We are born. We are told how to live by our parents for only a few years before an institution dictates our behavior (school). Other institutions come into play and we learn as children where the power lies. Parents have little control over the food their child consumes, the water they drink, the air they breathe, etc. because all of our resources and the poisons within them come from corporations. Companies seduce children into desiring things, food and entertainment. Higher education further programs the individual. The child becomes an adult and works for money, but this adult knows little about the world around him/her; about the natural world and natural technology. The adult pays the government a portion of the money made by working, ostensibly to provide services and to protect the individual from harm. Schools, garbage, cops, fuel, utilities, military, roads, environmental protections, etc. The individual cannot escape the messages from their culture, their media, their society and their government, which makes the rules whether they like it or not. The individual can do nothing to change the force of their culture. There is no land unowned. There is no place without rules (laws). There is no real guidance on how to be a real human. There is only a design for the individual to conform to, to one degree or another. In addition, there are ideologies that control us. Even time – that strange human construct – tells us how to live our lives by the second. Thanks to civilization, time supersedes our own natural impulses. We don’t eat when we’re hungry, for example; we eat when it’s time to eat. We have sex and we pee when there’s time to. This is extraordinarily unnatural and yet we have embraced it so well that we demand that our own children follow this disgusting contrivance.

This is not a condemnation of science or religion, but certainly a criticism of our culture which, if used properly, would have taken us all to heaven instead of this hellish place that we all must survive as if we had made no real progress in the past two thousand years. It is a kind of hell; a slow cooking prison of anxiety, displaced values and suicide. With all these tools at our disposal, our world should be a utopia. Many of us feel displaced here in this modern world. Many of us struggle to keep our heads above water, no matter how smart and capable we are. Many of us are just so wounded by the inhumanity surrounding us. I’ve spoken to a number of people who agree that the ones to survive this age well are the scumbags. It’s not a good place for good people. And it’s bringing out the worst in the best of us. No, the picture is not all bleak.

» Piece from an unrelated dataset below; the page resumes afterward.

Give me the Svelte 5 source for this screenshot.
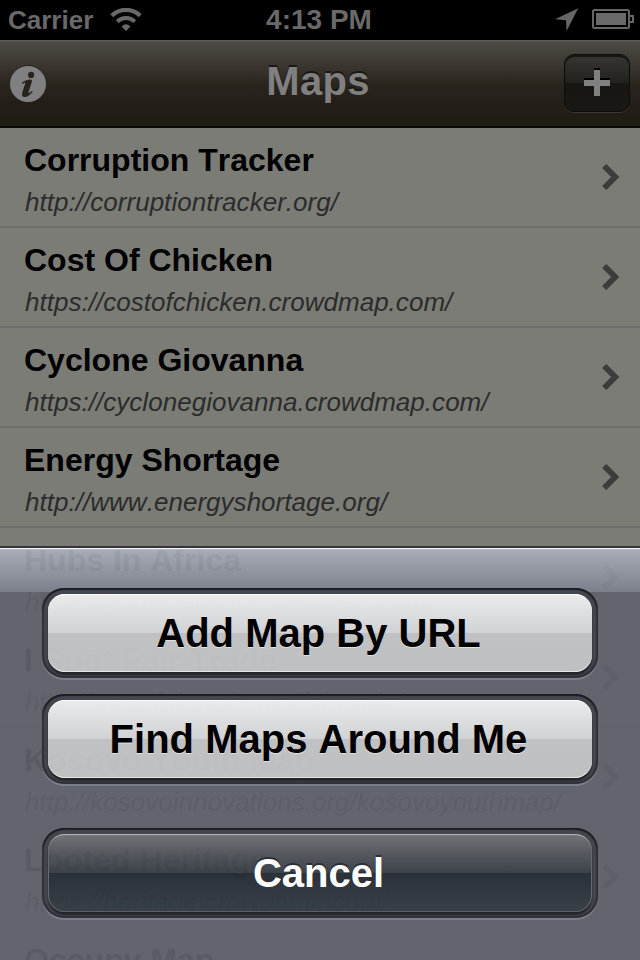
<script>
  const maps = [
    { name: 'Corruption Tracker', url: 'http://corruptiontracker.org/' },
    { name: 'Cost Of Chicken', url: 'https://costofchicken.crowdmap.com/' },
    { name: 'Cyclone Giovanna', url: 'https://cyclonegiovanna.crowdmap.com/' },
    { name: 'Energy Shortage', url: 'http://www.energyshortage.org/' },
    { name: 'Hubs In Africa', url: 'https://hubsinafrica.crowdmap.com/' },
    { name: 'I Spot Fair Trade', url: 'http://www.fairtrade.net/fairtrade/' },
    { name: 'Kosovo Youth Map', url: 'http://kosovoinnovations.org/kosovoyouthmap/' },
    { name: 'Looted Heritage', url: 'https://heritage.crowdmap.com/' },
    { name: 'Occupy Map', url: 'https://occupymap.crowdmap.com/' }
  ];
  const actions = ['Add Map By URL', 'Find Maps Around Me'];
</script>

<div class="screen">
  <header class="status">
    <div class="side">
      <span class="carrier">Carrier</span>
      <svg class="wifi" width="32" height="24" viewBox="0 0 32 24">
        <path d="M1.8 7.7A20.3 20.3 0 0 1 30.2 7.7" fill="none" stroke="#696969" stroke-width="4.2" />
        <path d="M7.3 13.6A12.5 12.5 0 0 1 24.7 13.6" fill="none" stroke="#696969" stroke-width="4" />
        <path d="M11.6 18.4Q16 14 20.4 18.4L16 23Z" fill="#696969" />
      </svg>
    </div>
    <span class="time">4:13 PM</span>
    <div class="side end">
      <svg width="24" height="24" viewBox="0 0 24 24"><path d="M23.2 0.2L11.6 23L11 12.2L0 11.2Z" fill="#666" /></svg>
      <svg class="battery" width="43" height="22" viewBox="0 0 43 22">
        <rect x="1" y="1" width="36" height="18" rx="1.5" fill="none" stroke="#666" stroke-width="2" />
        <rect x="4" y="4" width="30" height="12" fill="#696969" />
        <path d="M38 7H41V13H38" fill="none" stroke="#666" stroke-width="2" />
      </svg>
    </div>
  </header>

  <nav>
    <svg class="info" width="38" height="40" viewBox="0 0 38 40">
      <circle cx="18" cy="18" r="18" fill="#28251f" />
      <circle cx="18" cy="19" r="18" fill="#808080" />
      <circle cx="21.1" cy="9.9" r="3.1" fill="#28231c" />
      <path d="M11.8 18.2C14.8 14.9 18.3 14.8 20 14.5Q22.6 14.2 21.8 17L18.5 27.2Q17.8 29.5 22 26L22.8 26.8C19.5 31 16.2 32.4 13.8 31.9C11.4 31.4 12 28.5 12.6 26.5L15.3 18.2Q15.8 16.4 12.5 19Z" fill="#28231c" />
    </svg>
    <h1>Maps</h1>
    <button class="add" aria-label="Add map">
      <svg width="28" height="30" viewBox="0 0 28 30">
        <path d="M11 0H17V10H27V16H17V26H11V16H1V10H11Z" fill="#000" />
        <path d="M11 2H17V12H27V18H17V28H11V18H1V12H11Z" fill="#808080" />
      </svg>
    </button>
  </nav>

  <ul>
    {#each maps as map}
      <li>
        <div class="labels">
          <strong>{map.name}</strong>
          <em>{map.url}</em>
        </div>
        <svg width="18" height="26" viewBox="0 0 18 26">
          <path d="M2.2 2L13.2 13L2.2 24" fill="none" stroke="#3c3c3c" stroke-width="5.8" />
        </svg>
      </li>
    {/each}
  </ul>

  <section class="sheet">
    {#each actions as action}
      <div class="well"><button class="light">{action}</button></div>
    {/each}
    <div class="well last"><button class="dark">Cancel</button></div>
  </section>
</div>

<style>
  :global(body) {
    margin: 0;
  }
  .screen {
    position: relative;
    width: 640px;
    height: 960px;
    overflow: hidden;
    background: #7b7c76;
    font-family: 'Liberation Sans', Arial, Helvetica, sans-serif;
    font-kerning: none;
  }
  svg {
    display: block;
    flex: none;
  }
  button {
    display: block;
    padding: 0;
    border: 0;
    box-sizing: border-box;
    font: inherit;
  }
  .status {
    display: flex;
    height: 40px;
    background: #000;
    color: #696969;
    font-weight: bold;
  }
  .side {
    display: flex;
    flex: 1;
    align-items: flex-start;
    padding: 8px 5px 0 8px;
  }
  .end {
    justify-content: flex-end;
  }
  .carrier {
    font-size: 26px;
    line-height: 24px;
  }
  .wifi {
    margin-left: 17px;
  }
  .battery {
    margin: 1px 0 0 13px;
  }
  .time {
    margin: 0 1px 0 -1px;
    font-size: 28px;
    line-height: 39px;
  }
  nav {
    display: flex;
    align-items: flex-start;
    justify-content: space-between;
    box-sizing: border-box;
    height: 88px;
    padding: 14px 10px 0;
    border-bottom: 2px solid #0c0a07;
    background: linear-gradient(#65625b 0, #4d4a45 2px, #3a362f 26px, #2a251d 44px, #241e18 64px, #201d15 84px);
  }
  .info {
    margin: 11px 24px 0 0;
  }
  h1 {
    margin: 0;
    color: #808080;
    font-size: 40px;
    line-height: 55px;
    letter-spacing: 0.3px;
    text-shadow: 0 -2px 0 #1a1814;
  }
  .add {
    display: flex;
    justify-content: center;
    width: 66px;
    height: 58px;
    padding-top: 13px;
    border: 1px solid #0e0d0b;
    border-radius: 10px;
    background: linear-gradient(#383632, #23211d 50%, #181612 51%, #1a1813);
    box-shadow: 0 1px 0 0 #3b3832, inset 0 2px 1px #171512;
  }
  ul {
    margin: 0;
    padding: 0;
    list-style: none;
  }
  li {
    display: flex;
    justify-content: space-between;
    box-sizing: border-box;
    height: 100px;
    padding: 14px 20px 0 24px;
    border-bottom: 2px solid #6e6e6f;
  }
  li svg {
    margin-top: 22px;
  }
  .labels {
    display: flex;
    flex-direction: column;
    white-space: nowrap;
  }
  strong {
    font-size: 32px;
    line-height: 36px;
    color: #000;
  }
  em {
    margin: 9px 0 0 1px;
    font-size: 26px;
    line-height: 30px;
    letter-spacing: 0.03px;
    color: #2c2c2c;
  }
  .sheet {
    position: absolute;
    inset: 546px 0 0;
    box-sizing: border-box;
    padding: 42px 42px 0;
    background: linear-gradient(
      #31363d 0 2px,
      #f0f2f4 2px 3px,
      #b8bdc4 3px 4px,
      rgba(170, 175, 185, 0.93) 4px,
      rgba(123, 128, 140, 0.93) 46px,
      rgba(96, 99, 109, 0.92) 46px
    );
  }
  .well {
    box-sizing: border-box;
    height: 90px;
    margin-bottom: 16px;
    padding: 6px;
    border-radius: 22px;
    box-shadow:
      0 2px 0 #7b7f89,
      inset 0 2px 1px #1c1d21,
      inset 0 0 1px 3px #303238;
  }
  .last {
    margin-top: 44px;
  }
  .well button {
    width: 100%;
    height: 78px;
    padding-right: 3px;
    border-radius: 17px;
    font-size: 40px;
    font-weight: bold;
    line-height: 78px;
    text-align: center;
  }
  .light {
    background: linear-gradient(
      rgba(255, 255, 255, 0.87),
      rgba(237, 237, 238, 0.8) 50%,
      rgba(216, 216, 216, 0.8) 50%,
      rgba(215, 215, 215, 0.8)
    );
    box-shadow:
      inset 0 1px 0 #fafafa,
      inset 0 -1px 0 #e6e6e8,
      0 3px 2px #242529,
      0 0 1px 4px #44464f;
    color: #000;
    text-shadow: 0 1px 0 #e0e0e0;
  }
  .dark {
    background: linear-gradient(
      rgba(122, 127, 125, 0.6),
      rgba(82, 87, 90, 0.6) 22%,
      rgba(36, 43, 50, 0.6) 50%,
      rgba(5, 14, 20, 0.6) 50%,
      rgba(30, 41, 47, 0.6)
    );
    box-shadow:
      inset 0 2px 1px -1px #b5b8bc,
      inset 1px 0 0 #666a70,
      inset -1px 0 0 #666a70,
      inset 0 -1px 0 #5c6066,
      0 3px 2px #242529,
      0 0 1px 4px #44464f;
    color: #fff;
    text-shadow: 0 -2px 0 #2b2e34;
  }
</style>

There are signs of life and indicators of good and fascinating evolution. We know the list of truly amazing accomplishments, mostly in the arena of science. We are great, having created great things. But, what about the rest of progress? Why aren’t we wiser and more connected to each other? There has been almost no progress by way of understanding one another, bringing us closer to one another and being better loved and nurtured. Now, the big problem is that it is too late to turn this ship around.

So, what should we do? For starters, let’s just talk about it, for God’s sake. Stop “liking” junk on Facebook and stop eating aspartame and watching Fox News and supporting war. You don’t have hundreds of friends on Facebook; acknowledge that these people, most, acquaintances at best, are not your friends and that Facebook has totally bastardized the true meaning of friendship. Stop doing stupid shit for a little while and start having the conversation, using those fine brains that our ancestors gave us to intelligently contemplate in scary aloneless. Rust suggests that “the honorable thing for our species to do is deny our programming. Stop reproducing. Walk hand-in-hand into extinction. One last midnight, brothers and sisters opting out of a raw deal.” Maybe he’s right. Most people aren’t willing to throw in the towel and that is understandable and part of what has made us such a resilient species. But, we can talk about it, can’t we? This is exactly the kind of “shit” we should be “spoutin’.”

At this level of communication, you won’t go to jail or be tortured or murdered for simply thinking out loud, asking questions, wondering about what’s going on in our culture today. We have representative heroes in our global society who have and are taking those risks on our behalf. They are our Superheroes, protecting us from the bullshit and the extreme destruction, which flows from it. One of these Superheroes is Croatian philosopher Srecko Horvat. Horvat understands that the state of our world is “deep shit” and he is completely opposed to naïve optimism. He suggests that we need hope without optimism. This makes sense. There are few signs to indicate that an optimistic future lies ahead. Without hope, however, we really don’t have a reason to get out of bed in the morning. Cultivating this kind of mindset requires meeting a great intellectual challenge. I don’t know quite how to do it, otherwise I would certainly share the technique with you. I am certain, however, that friendship is needed. The bonds of true friendship will carry us from day-to-day and then we’ll see what happens next, but in the meantime we can enjoy one another and share what is real and truthful. Let’s take the opportunity before its disappears. Before it disappears because we’ll all be too busy surviving in some great global fall-out or because our rights will be taken from us. This is not at all far-fetched. Your government is already surveilling you with hardly a peep from anyone to stop it. It’s also taking your money and killing people with it and lying to you and making a mess around the world. Speak while you can.